> [STATED PROBLEM] Extract the whole listing as it stands. Do not include the pictures.
--- start DATASET EXTRACT ---
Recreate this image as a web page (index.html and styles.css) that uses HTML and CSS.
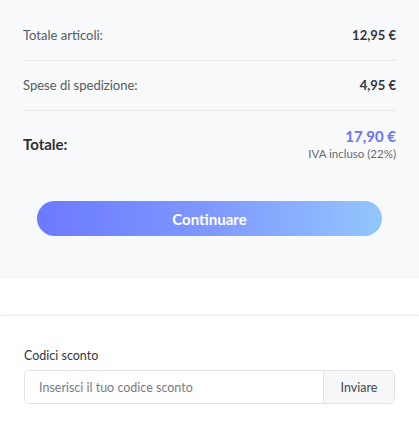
FILE: index.html
```html
<!DOCTYPE html>
<html lang="it">
<head>
<meta charset="utf-8">
<link rel="stylesheet" href="styles.css">
</head>
<body>
<section class="summary">
  <div class="row">
    <span class="label">Totale articoli:</span>
    <span class="value">12,95 €</span>
  </div>
  <div class="row">
    <span class="label">Spese di spedizione:</span>
    <span class="value">4,95 €</span>
  </div>
  <div class="total">
    <span class="total-label">Totale:</span>
    <div class="total-right">
      <div class="total-price">17,90 €</div>
      <div class="vat">IVA incluso (22%)</div>
    </div>
  </div>
  <button class="continue">Continuare</button>
</section>
<section class="discount">
  <div class="discount-title">Codici sconto</div>
  <div class="discount-form">
    <input class="discount-input" type="text" placeholder="Inserisci il tuo codice sconto">
    <button class="discount-send">Inviare</button>
  </div>
</section>
</body>
</html>
```
FILE: styles.css
```css
* { box-sizing: border-box; }
body {
  margin: 0;
  background: #ffffff;
  font-family: Lato, "Open Sans", sans-serif;
  color: #333;
}
.summary {
  background: #f8f9fb;
  height: 279px;
  padding: 11px 23px 0;
}
.row {
  display: flex;
  justify-content: space-between;
  align-items: center;
  padding: 15px 0 16px;
  line-height: 18px;
  border-bottom: 1px solid #e6e8eb;
}
.label {
  font-size: 13px;
  color: #555a60;
}
.value {
  font-size: 13px;
  font-weight: 700;
  color: #33363b;
}
.total {
  display: flex;
  justify-content: space-between;
  align-items: center;
  padding-top: 16px;
}
.total-label {
  font-size: 15px;
  font-weight: 700;
  color: #2d3035;
}
.total-right { text-align: right; }
.total-price {
  font-size: 15px;
  font-weight: 700;
  line-height: 18px;
  color: #6b72ff;
}
.vat {
  font-size: 11.5px;
  line-height: 14px;
  margin-top: 2px;
  color: #666a70;
}
.continue {
  display: block;
  width: calc(100% - 28px);
  margin: 40px 14px 0;
  height: 35px;
  border: none;
  border-radius: 18px;
  background: linear-gradient(90deg, #6a7aff 0%, #7f98ff 50%, #93c6fd 100%);
  color: #fff;
  font-family: inherit;
  font-size: 15px;
  font-weight: 700;
}
.discount {
  margin-top: 36px;
  border-top: 1px solid #eceef1;
  box-shadow: 0 -1px 2px rgba(0,0,0,0.03);
  padding: 32px 24px 0;
}
.discount-title {
  font-size: 12.5px;
  line-height: 16px;
  color: #33363b;
  margin-bottom: 6px;
}
.discount-form {
  display: flex;
  height: 34px;
  border: 1px solid #dfe2e6;
  border-radius: 5px;
  overflow: hidden;
}
.discount-input {
  flex: 1;
  min-width: 0;
  border: none;
  outline: none;
  padding: 0 14px;
  font-family: inherit;
  font-size: 12.5px;
  color: #333;
  background: #fff;
}
.discount-input::placeholder { color: #767b82; }
.discount-send {
  width: 71px;
  border: none;
  border-left: 1px solid #dfe2e6;
  background: #f6f7f9;
  font-family: inherit;
  font-size: 12.5px;
  color: #44474c;
}
```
--- end DATASET EXTRACT ---
> [RESULT OF THE EXERCISE]
Recreate this image as a web page (index.html and styles.css) that uses HTML and CSS.
FILE: index.html
```html
<!DOCTYPE html>
<html lang="it">
<head>
<meta charset="utf-8">
<link rel="stylesheet" href="styles.css">
</head>
<body>
<section class="summary">
  <div class="row">
    <span class="label">Totale articoli:</span>
    <span class="value">12,95 €</span>
  </div>
  <div class="row">
    <span class="label">Spese di spedizione:</span>
    <span class="value">4,95 €</span>
  </div>
  <div class="total">
    <span class="total-label">Totale:</span>
    <div class="total-right">
      <div class="total-price">17,90 €</div>
      <div class="vat">IVA incluso (22%)</div>
    </div>
  </div>
  <button class="continue">Continuare</button>
</section>
<section class="discount">
  <div class="discount-title">Codici sconto</div>
  <div class="discount-form">
    <input class="discount-input" type="text" placeholder="Inserisci il tuo codice sconto">
    <button class="discount-send">Inviare</button>
  </div>
</section>
</body>
</html>
```
FILE: styles.css
```css
* { box-sizing: border-box; }
body {
  margin: 0;
  background: #ffffff;
  font-family: Lato, "Open Sans", sans-serif;
  color: #333;
}
.summary {
  background: #f8f9fb;
  height: 279px;
  padding: 11px 23px 0;
}
.row {
  display: flex;
  justify-content: space-between;
  align-items: center;
  padding: 15px 0 16px;
  line-height: 18px;
  border-bottom: 1px solid #e6e8eb;
}
.label {
  font-size: 13px;
  color: #555a60;
}
.value {
  font-size: 13px;
  font-weight: 700;
  color: #33363b;
}
.total {
  display: flex;
  justify-content: space-between;
  align-items: center;
  padding-top: 16px;
}
.total-label {
  font-size: 15px;
  font-weight: 700;
  color: #2d3035;
}
.total-right { text-align: right; }
.total-price {
  font-size: 15px;
  font-weight: 700;
  line-height: 18px;
  color: #6b72ff;
}
.vat {
  font-size: 11.5px;
  line-height: 14px;
  margin-top: 2px;
  color: #666a70;
}
.continue {
  display: block;
  width: calc(100% - 28px);
  margin: 40px 14px 0;
  height: 35px;
  border: none;
  border-radius: 18px;
  background: linear-gradient(90deg, #6a7aff 0%, #7f98ff 50%, #93c6fd 100%);
  color: #fff;
  font-family: inherit;
  font-size: 15px;
  font-weight: 700;
}
.discount {
  margin-top: 36px;
  border-top: 1px solid #eceef1;
  box-shadow: 0 -1px 2px rgba(0,0,0,0.03);
  padding: 32px 24px 0;
}
.discount-title {
  font-size: 12.5px;
  line-height: 16px;
  color: #33363b;
  margin-bottom: 6px;
}
.discount-form {
  display: flex;
  height: 34px;
  border: 1px solid #dfe2e6;
  border-radius: 5px;
  overflow: hidden;
}
.discount-input {
  flex: 1;
  min-width: 0;
  border: none;
  outline: none;
  padding: 0 14px;
  font-family: inherit;
  font-size: 12.5px;
  color: #333;
  background: #fff;
}
.discount-input::placeholder { color: #767b82; }
.discount-send {
  width: 71px;
  border: none;
  border-left: 1px solid #dfe2e6;
  background: #f6f7f9;
  font-family: inherit;
  font-size: 12.5px;
  color: #44474c;
}
```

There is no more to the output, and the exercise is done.